EXERCISE AIM. Without the pictures, write out all the lines below exactly as they appear.

SOURCE DATA.
· · · · · · ·

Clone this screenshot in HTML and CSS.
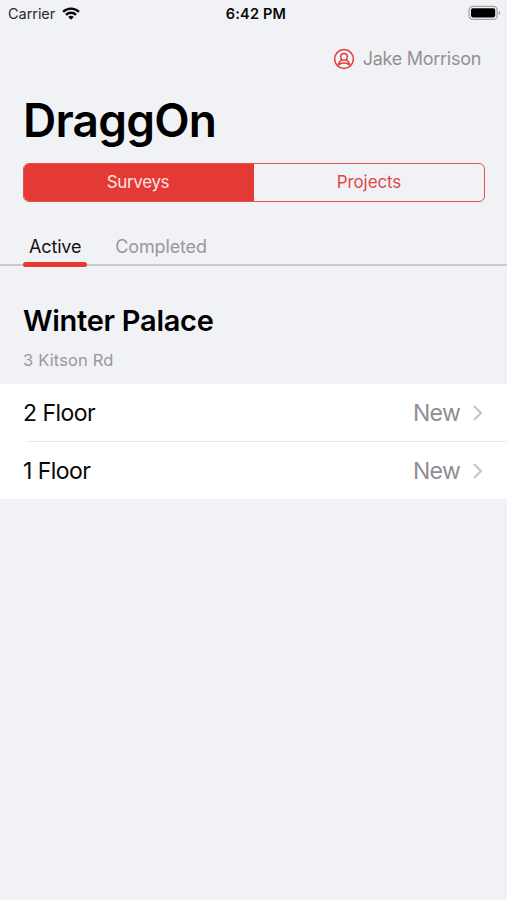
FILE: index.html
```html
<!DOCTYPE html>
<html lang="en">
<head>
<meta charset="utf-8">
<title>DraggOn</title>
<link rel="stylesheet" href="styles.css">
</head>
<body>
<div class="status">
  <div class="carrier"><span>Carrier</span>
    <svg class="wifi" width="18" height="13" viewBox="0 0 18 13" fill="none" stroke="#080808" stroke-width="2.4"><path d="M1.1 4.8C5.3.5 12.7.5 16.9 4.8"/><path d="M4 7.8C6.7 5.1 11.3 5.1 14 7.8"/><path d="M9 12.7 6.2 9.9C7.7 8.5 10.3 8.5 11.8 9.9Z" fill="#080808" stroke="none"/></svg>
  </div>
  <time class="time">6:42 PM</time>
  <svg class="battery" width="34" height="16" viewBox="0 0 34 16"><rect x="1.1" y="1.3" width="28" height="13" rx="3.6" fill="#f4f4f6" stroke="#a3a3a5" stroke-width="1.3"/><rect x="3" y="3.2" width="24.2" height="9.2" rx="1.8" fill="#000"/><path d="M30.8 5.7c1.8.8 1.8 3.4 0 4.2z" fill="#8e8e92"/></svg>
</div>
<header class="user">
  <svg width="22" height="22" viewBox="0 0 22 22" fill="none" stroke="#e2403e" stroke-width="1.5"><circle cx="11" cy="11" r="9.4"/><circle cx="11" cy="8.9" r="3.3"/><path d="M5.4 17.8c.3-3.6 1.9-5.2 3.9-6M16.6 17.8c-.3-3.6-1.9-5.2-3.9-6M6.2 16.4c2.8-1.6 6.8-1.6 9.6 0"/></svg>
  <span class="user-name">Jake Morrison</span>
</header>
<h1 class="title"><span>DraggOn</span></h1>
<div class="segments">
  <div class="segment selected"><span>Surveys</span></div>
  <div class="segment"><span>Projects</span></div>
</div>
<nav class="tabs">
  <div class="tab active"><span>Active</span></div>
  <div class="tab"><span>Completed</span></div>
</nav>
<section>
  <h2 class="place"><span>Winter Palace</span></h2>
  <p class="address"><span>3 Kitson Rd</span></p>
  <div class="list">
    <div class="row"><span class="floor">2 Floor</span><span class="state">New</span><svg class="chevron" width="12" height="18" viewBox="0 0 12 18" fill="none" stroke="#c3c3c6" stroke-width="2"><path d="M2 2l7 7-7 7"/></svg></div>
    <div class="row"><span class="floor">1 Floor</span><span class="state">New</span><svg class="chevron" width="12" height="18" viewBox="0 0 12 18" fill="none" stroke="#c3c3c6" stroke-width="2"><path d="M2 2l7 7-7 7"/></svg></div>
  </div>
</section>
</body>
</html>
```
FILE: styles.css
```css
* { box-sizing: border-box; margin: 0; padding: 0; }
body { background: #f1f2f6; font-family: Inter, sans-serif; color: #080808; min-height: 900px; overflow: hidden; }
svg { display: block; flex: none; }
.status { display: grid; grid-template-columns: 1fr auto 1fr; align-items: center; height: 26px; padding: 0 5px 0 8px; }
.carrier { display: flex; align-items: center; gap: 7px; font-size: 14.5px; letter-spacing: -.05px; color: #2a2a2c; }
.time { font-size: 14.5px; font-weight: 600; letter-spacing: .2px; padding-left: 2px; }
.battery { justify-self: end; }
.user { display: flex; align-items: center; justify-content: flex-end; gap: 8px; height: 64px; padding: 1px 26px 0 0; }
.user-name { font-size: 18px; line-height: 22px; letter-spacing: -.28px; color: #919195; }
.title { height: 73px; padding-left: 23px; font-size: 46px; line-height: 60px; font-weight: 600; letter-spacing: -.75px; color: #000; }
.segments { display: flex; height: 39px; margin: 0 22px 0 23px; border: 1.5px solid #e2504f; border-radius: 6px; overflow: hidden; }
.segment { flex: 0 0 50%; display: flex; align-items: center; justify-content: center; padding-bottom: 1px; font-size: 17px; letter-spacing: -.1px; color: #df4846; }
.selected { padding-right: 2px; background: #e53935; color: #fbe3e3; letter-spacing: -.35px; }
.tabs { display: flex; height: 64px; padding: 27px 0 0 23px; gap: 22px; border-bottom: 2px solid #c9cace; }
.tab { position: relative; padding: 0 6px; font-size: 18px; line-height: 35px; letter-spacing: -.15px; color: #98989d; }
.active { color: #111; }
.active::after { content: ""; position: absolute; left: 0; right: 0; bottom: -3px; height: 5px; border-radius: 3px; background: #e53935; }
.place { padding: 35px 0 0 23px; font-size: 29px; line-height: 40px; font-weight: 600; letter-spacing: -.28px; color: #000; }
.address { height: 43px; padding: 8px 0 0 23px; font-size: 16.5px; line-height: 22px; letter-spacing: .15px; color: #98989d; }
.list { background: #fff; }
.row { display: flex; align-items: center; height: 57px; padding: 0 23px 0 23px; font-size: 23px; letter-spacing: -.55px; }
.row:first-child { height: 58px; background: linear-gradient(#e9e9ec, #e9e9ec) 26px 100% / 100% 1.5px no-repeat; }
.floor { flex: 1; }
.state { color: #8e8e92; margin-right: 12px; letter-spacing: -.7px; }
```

· · · · · · ·

RESULT OF THIS EXERCISE.
Clone this screenshot in HTML and CSS.
FILE: index.html
```html
<!DOCTYPE html>
<html lang="en">
<head>
<meta charset="utf-8">
<title>DraggOn</title>
<link rel="stylesheet" href="styles.css">
</head>
<body>
<div class="status">
  <div class="carrier"><span>Carrier</span>
    <svg class="wifi" width="18" height="13" viewBox="0 0 18 13" fill="none" stroke="#080808" stroke-width="2.4"><path d="M1.1 4.8C5.3.5 12.7.5 16.9 4.8"/><path d="M4 7.8C6.7 5.1 11.3 5.1 14 7.8"/><path d="M9 12.7 6.2 9.9C7.7 8.5 10.3 8.5 11.8 9.9Z" fill="#080808" stroke="none"/></svg>
  </div>
  <time class="time">6:42 PM</time>
  <svg class="battery" width="34" height="16" viewBox="0 0 34 16"><rect x="1.1" y="1.3" width="28" height="13" rx="3.6" fill="#f4f4f6" stroke="#a3a3a5" stroke-width="1.3"/><rect x="3" y="3.2" width="24.2" height="9.2" rx="1.8" fill="#000"/><path d="M30.8 5.7c1.8.8 1.8 3.4 0 4.2z" fill="#8e8e92"/></svg>
</div>
<header class="user">
  <svg width="22" height="22" viewBox="0 0 22 22" fill="none" stroke="#e2403e" stroke-width="1.5"><circle cx="11" cy="11" r="9.4"/><circle cx="11" cy="8.9" r="3.3"/><path d="M5.4 17.8c.3-3.6 1.9-5.2 3.9-6M16.6 17.8c-.3-3.6-1.9-5.2-3.9-6M6.2 16.4c2.8-1.6 6.8-1.6 9.6 0"/></svg>
  <span class="user-name">Jake Morrison</span>
</header>
<h1 class="title"><span>DraggOn</span></h1>
<div class="segments">
  <div class="segment selected"><span>Surveys</span></div>
  <div class="segment"><span>Projects</span></div>
</div>
<nav class="tabs">
  <div class="tab active"><span>Active</span></div>
  <div class="tab"><span>Completed</span></div>
</nav>
<section>
  <h2 class="place"><span>Winter Palace</span></h2>
  <p class="address"><span>3 Kitson Rd</span></p>
  <div class="list">
    <div class="row"><span class="floor">2 Floor</span><span class="state">New</span><svg class="chevron" width="12" height="18" viewBox="0 0 12 18" fill="none" stroke="#c3c3c6" stroke-width="2"><path d="M2 2l7 7-7 7"/></svg></div>
    <div class="row"><span class="floor">1 Floor</span><span class="state">New</span><svg class="chevron" width="12" height="18" viewBox="0 0 12 18" fill="none" stroke="#c3c3c6" stroke-width="2"><path d="M2 2l7 7-7 7"/></svg></div>
  </div>
</section>
</body>
</html>
```
FILE: styles.css
```css
* { box-sizing: border-box; margin: 0; padding: 0; }
body { background: #f1f2f6; font-family: Inter, sans-serif; color: #080808; min-height: 900px; overflow: hidden; }
svg { display: block; flex: none; }
.status { display: grid; grid-template-columns: 1fr auto 1fr; align-items: center; height: 26px; padding: 0 5px 0 8px; }
.carrier { display: flex; align-items: center; gap: 7px; font-size: 14.5px; letter-spacing: -.05px; color: #2a2a2c; }
.time { font-size: 14.5px; font-weight: 600; letter-spacing: .2px; padding-left: 2px; }
.battery { justify-self: end; }
.user { display: flex; align-items: center; justify-content: flex-end; gap: 8px; height: 64px; padding: 1px 26px 0 0; }
.user-name { font-size: 18px; line-height: 22px; letter-spacing: -.28px; color: #919195; }
.title { height: 73px; padding-left: 23px; font-size: 46px; line-height: 60px; font-weight: 600; letter-spacing: -.75px; color: #000; }
.segments { display: flex; height: 39px; margin: 0 22px 0 23px; border: 1.5px solid #e2504f; border-radius: 6px; overflow: hidden; }
.segment { flex: 0 0 50%; display: flex; align-items: center; justify-content: center; padding-bottom: 1px; font-size: 17px; letter-spacing: -.1px; color: #df4846; }
.selected { padding-right: 2px; background: #e53935; color: #fbe3e3; letter-spacing: -.35px; }
.tabs { display: flex; height: 64px; padding: 27px 0 0 23px; gap: 22px; border-bottom: 2px solid #c9cace; }
.tab { position: relative; padding: 0 6px; font-size: 18px; line-height: 35px; letter-spacing: -.15px; color: #98989d; }
.active { color: #111; }
.active::after { content: ""; position: absolute; left: 0; right: 0; bottom: -3px; height: 5px; border-radius: 3px; background: #e53935; }
.place { padding: 35px 0 0 23px; font-size: 29px; line-height: 40px; font-weight: 600; letter-spacing: -.28px; color: #000; }
.address { height: 43px; padding: 8px 0 0 23px; font-size: 16.5px; line-height: 22px; letter-spacing: .15px; color: #98989d; }
.list { background: #fff; }
.row { display: flex; align-items: center; height: 57px; padding: 0 23px 0 23px; font-size: 23px; letter-spacing: -.55px; }
.row:first-child { height: 58px; background: linear-gradient(#e9e9ec, #e9e9ec) 26px 100% / 100% 1.5px no-repeat; }
.floor { flex: 1; }
.state { color: #8e8e92; margin-right: 12px; letter-spacing: -.7px; }
```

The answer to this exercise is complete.